Featured Regular Expert Column
Frank Cruz-Alvarez, Shook, Hardy & Bacon, L.L.P. (co-authored with Jared Sherr, Shook, Hardy & Bacon, L.L.P.)
The Supreme Court granted certiorari on May 28 in Mississippi ex rel. Hood v. AU Optronics Corp., No. 12-1036, to determine whether the State of Mississippi’s parens patriae action against manufacturers, marketers, sellers, and distributors of LCD panels for an alleged price-fixing scheme is removable as a “mass action” under the Class Action Fairness Act (“CAFA”). The U.S. Court of Appeals for the Fifth Circuit held that the district court erred in remanding the case to state court on the grounds that, while the suit was not a “class action” within CAFA, it satisfied CAFA’s “mass action” provision of § 1332(d)(11)(B).
The crux of the case turns on the question of whether the suit involves the claims of “100 or more persons” to satisfy CAFA’s “mass action” provision. Id. The Fifth Circuit reasoned, as it did in Louisiana ex rel. Caldwell v. Allstate Ins. Co., 536 F.3d 418, 424-25 (5th Cir. 2008), that “persons” in the “mass action” context are the “real parties in interest,” and not simply the named party in the pleadings. Mississippi ex rel. Hood v. AU Optronics Corp., 701 F. 3d 796, 800 (5th Cir. 2012). The court ruled that Mississippi’s complaint, the statutes under which Mississippi brought suit, and common law parens patriae authority led to the conclusion that the real parties in interest in the case far exceeded 100 people. Indeed, the Fifth Circuit found that, in actuality, Mississippi brought the case as a representative of its many citizen consumers who purchased the products at the center of the case. Accordingly, it ruled that the suit was properly removed to federal court because it met the CAFA definition of a “mass action.”

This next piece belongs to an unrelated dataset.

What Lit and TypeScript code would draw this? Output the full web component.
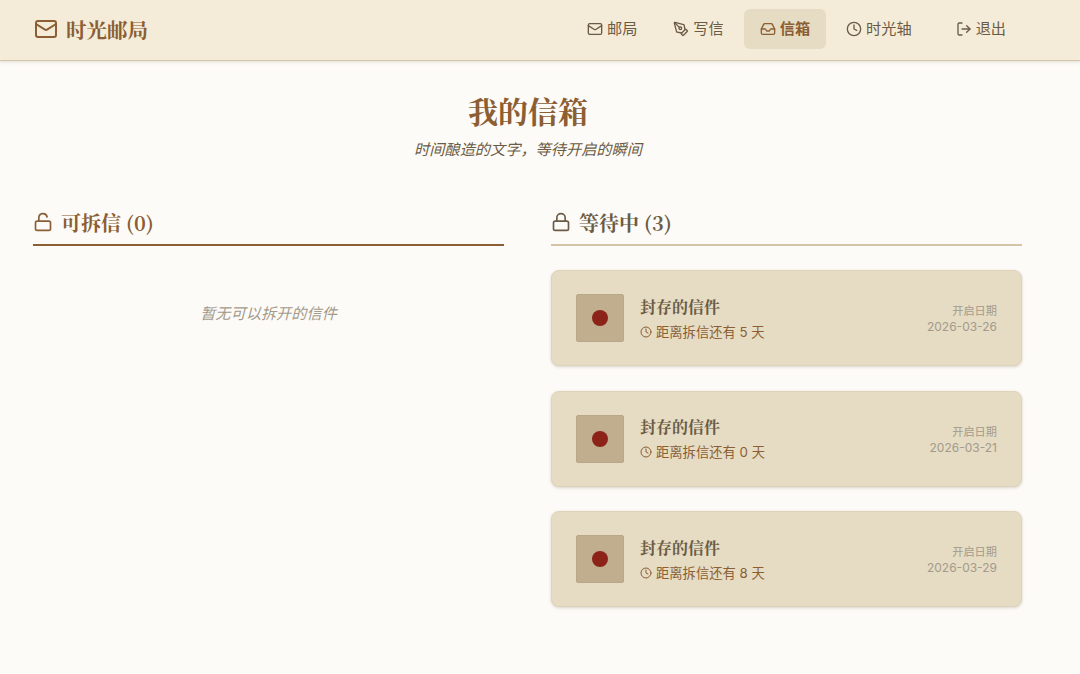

The Supreme Court has never addressed federal “mass action” jurisdiction under CAFA and its ruling here is likely to have a significant impact. In our opinion, the Court should affirm the Fifth Circuit’s interpretation of the “mass action” provision in CAFA because such an interpretation is consistent with Congress’s intent, which was to broaden federal court diversity jurisdiction to encompass “interstate cases of national importance,” as a means of protecting out-of-state defendants from potential state-court bias. CAFA § 2(b)(2). This lawsuit, brought by the Mississippi Attorney General for significant damages against leading domestic and foreign manufacturers of LCD panels, is precisely the type of case contemplated by CAFA.
Because the State of Mississippi is suing for significant damages in a representative capacity on behalf of numerous Mississippi citizens and consumers of LCD displays, CAFA’s “mass action” provision is satisfied. States like Mississippi should not be permitted to circumvent CAFA and evade removal jurisdiction simply by pleading a parens patriae action. A different result would allow plaintiffs’ lawyers to game the system to avoid removal.